(Stored records)

###

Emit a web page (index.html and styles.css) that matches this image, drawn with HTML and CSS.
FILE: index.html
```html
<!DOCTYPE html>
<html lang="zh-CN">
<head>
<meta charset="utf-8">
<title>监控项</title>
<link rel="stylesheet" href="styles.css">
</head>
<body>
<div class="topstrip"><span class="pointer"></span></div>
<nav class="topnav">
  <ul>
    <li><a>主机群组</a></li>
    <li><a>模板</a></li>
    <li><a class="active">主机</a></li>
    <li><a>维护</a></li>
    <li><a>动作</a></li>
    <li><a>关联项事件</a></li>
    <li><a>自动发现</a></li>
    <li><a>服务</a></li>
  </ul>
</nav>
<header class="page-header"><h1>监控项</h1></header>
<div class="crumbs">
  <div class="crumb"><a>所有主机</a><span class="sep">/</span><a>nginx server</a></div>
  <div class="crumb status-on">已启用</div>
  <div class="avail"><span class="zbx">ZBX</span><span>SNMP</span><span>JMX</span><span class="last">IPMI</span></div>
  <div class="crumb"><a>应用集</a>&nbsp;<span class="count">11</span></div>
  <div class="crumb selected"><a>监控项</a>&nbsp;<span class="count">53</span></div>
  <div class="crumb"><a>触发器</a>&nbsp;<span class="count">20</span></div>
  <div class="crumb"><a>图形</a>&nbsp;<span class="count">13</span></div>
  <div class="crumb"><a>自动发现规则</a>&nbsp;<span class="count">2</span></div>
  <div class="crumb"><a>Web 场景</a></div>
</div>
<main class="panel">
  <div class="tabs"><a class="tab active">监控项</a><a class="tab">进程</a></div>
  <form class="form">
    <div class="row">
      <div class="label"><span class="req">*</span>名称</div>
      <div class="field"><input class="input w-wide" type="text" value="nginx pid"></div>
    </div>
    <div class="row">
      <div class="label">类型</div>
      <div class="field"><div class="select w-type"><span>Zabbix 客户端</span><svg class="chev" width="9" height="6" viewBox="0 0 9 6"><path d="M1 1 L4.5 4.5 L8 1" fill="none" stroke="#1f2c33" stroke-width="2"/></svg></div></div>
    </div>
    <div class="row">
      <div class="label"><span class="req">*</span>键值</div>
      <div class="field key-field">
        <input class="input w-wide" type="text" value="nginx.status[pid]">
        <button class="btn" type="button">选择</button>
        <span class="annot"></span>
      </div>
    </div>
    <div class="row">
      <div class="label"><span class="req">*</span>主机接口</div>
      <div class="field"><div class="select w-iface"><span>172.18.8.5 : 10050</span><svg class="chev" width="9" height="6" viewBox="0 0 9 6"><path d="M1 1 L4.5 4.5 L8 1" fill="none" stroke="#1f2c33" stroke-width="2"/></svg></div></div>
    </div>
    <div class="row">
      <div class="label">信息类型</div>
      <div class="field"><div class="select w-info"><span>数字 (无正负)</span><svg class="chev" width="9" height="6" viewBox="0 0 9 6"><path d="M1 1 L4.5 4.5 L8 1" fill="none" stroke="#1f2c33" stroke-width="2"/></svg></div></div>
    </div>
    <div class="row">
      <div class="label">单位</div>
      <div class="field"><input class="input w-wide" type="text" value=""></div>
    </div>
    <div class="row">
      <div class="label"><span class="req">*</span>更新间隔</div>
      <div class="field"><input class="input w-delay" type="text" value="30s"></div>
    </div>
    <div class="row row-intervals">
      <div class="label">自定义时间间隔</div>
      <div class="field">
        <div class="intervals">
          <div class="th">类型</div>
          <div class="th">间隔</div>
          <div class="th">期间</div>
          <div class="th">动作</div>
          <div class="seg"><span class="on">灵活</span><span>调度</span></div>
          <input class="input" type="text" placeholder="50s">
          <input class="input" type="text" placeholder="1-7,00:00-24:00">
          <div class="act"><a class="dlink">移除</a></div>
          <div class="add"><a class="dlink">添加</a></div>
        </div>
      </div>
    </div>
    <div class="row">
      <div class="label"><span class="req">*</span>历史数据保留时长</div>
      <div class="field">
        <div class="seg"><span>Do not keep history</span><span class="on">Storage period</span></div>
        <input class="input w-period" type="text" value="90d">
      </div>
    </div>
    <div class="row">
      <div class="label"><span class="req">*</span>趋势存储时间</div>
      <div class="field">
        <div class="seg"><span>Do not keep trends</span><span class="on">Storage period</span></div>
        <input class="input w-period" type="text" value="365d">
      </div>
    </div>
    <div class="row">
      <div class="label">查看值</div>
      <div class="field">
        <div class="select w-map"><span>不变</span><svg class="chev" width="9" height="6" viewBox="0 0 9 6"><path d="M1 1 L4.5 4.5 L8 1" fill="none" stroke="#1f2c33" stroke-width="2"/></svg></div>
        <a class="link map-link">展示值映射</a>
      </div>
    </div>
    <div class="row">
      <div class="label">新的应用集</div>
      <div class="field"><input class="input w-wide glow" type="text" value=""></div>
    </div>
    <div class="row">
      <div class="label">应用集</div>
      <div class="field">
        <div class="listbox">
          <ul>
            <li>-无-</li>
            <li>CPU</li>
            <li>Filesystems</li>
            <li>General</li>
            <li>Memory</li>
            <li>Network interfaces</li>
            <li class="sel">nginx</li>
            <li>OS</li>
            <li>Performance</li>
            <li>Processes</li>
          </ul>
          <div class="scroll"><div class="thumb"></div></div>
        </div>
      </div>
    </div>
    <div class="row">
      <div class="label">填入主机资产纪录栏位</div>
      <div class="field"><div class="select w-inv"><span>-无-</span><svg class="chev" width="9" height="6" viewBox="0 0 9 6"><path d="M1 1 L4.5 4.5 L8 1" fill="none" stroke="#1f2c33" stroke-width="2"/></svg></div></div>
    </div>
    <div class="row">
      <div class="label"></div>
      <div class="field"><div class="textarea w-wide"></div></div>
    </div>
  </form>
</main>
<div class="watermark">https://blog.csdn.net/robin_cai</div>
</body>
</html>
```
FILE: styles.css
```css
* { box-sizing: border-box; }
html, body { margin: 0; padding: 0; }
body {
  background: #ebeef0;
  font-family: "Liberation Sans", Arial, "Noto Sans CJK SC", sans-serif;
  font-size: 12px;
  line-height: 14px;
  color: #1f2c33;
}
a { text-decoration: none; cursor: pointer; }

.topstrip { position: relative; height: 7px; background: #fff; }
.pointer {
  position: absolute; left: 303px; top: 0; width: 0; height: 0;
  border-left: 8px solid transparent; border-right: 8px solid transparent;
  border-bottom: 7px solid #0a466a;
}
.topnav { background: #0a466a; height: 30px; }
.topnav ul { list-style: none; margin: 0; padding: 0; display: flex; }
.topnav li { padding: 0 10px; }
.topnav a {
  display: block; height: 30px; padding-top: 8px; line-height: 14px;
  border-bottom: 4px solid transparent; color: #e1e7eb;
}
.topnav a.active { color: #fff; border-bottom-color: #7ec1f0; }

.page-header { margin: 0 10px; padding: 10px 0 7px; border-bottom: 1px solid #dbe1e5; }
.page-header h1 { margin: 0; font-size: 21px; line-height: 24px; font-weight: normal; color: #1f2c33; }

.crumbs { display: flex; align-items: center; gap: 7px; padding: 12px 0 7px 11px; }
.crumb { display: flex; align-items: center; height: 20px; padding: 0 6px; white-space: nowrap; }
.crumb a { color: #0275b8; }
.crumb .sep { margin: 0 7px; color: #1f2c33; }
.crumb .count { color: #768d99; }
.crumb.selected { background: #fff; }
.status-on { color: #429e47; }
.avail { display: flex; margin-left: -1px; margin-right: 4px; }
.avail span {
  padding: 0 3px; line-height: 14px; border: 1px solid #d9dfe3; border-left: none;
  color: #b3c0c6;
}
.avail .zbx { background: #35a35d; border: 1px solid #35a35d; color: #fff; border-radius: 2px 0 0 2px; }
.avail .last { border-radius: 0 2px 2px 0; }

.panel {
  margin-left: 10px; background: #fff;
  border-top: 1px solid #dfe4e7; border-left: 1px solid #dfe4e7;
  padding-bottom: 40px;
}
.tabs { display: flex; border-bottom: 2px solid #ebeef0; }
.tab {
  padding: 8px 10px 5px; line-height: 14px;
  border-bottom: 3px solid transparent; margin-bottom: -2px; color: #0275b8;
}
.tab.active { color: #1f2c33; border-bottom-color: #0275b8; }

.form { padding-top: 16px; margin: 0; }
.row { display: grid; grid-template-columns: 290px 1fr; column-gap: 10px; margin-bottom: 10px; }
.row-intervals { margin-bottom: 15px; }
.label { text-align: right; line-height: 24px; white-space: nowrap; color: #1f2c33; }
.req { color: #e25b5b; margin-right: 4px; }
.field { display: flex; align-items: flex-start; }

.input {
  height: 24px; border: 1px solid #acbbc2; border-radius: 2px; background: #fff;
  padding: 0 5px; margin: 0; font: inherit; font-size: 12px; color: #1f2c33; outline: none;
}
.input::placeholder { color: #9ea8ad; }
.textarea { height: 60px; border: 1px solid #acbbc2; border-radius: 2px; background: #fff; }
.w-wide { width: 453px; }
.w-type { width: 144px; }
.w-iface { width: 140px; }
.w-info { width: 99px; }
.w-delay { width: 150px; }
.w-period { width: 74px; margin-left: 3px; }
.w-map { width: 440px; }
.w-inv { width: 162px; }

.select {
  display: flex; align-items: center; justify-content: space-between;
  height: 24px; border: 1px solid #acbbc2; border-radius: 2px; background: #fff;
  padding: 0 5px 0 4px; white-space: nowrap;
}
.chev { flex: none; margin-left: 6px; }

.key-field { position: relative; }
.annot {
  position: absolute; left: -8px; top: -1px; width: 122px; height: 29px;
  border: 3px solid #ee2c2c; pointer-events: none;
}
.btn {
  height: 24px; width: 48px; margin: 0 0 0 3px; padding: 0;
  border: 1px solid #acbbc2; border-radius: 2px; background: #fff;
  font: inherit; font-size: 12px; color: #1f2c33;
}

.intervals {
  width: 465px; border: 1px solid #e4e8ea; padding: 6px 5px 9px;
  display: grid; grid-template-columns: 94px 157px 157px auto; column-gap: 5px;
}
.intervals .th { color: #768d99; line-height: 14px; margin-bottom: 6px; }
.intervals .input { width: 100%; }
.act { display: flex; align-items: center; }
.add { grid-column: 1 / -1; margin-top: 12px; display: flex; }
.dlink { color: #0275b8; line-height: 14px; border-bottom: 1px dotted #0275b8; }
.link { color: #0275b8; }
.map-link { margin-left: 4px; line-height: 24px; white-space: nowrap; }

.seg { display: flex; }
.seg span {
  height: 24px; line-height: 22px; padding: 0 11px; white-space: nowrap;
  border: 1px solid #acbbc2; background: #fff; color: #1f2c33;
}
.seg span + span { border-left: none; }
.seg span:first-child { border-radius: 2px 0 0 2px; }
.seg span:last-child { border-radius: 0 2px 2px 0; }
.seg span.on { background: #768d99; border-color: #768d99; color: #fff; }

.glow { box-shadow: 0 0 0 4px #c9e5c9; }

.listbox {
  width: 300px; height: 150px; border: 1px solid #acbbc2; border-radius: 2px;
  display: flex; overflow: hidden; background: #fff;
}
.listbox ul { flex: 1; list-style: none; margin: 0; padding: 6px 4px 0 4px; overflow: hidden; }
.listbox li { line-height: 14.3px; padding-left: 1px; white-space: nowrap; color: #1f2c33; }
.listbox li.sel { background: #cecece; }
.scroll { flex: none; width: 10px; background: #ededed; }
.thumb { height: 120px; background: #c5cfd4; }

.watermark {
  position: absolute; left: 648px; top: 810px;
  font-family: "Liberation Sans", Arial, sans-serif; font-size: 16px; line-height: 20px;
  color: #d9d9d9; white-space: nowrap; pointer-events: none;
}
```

###

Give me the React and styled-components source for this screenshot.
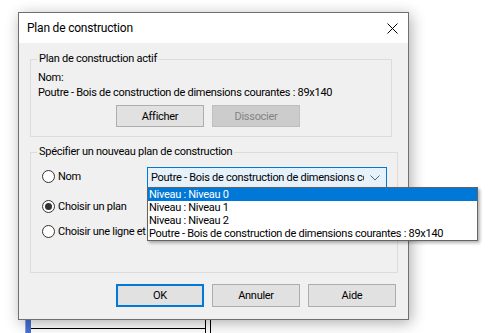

###

Count the lines above that contain the word "this", and give only that number.

2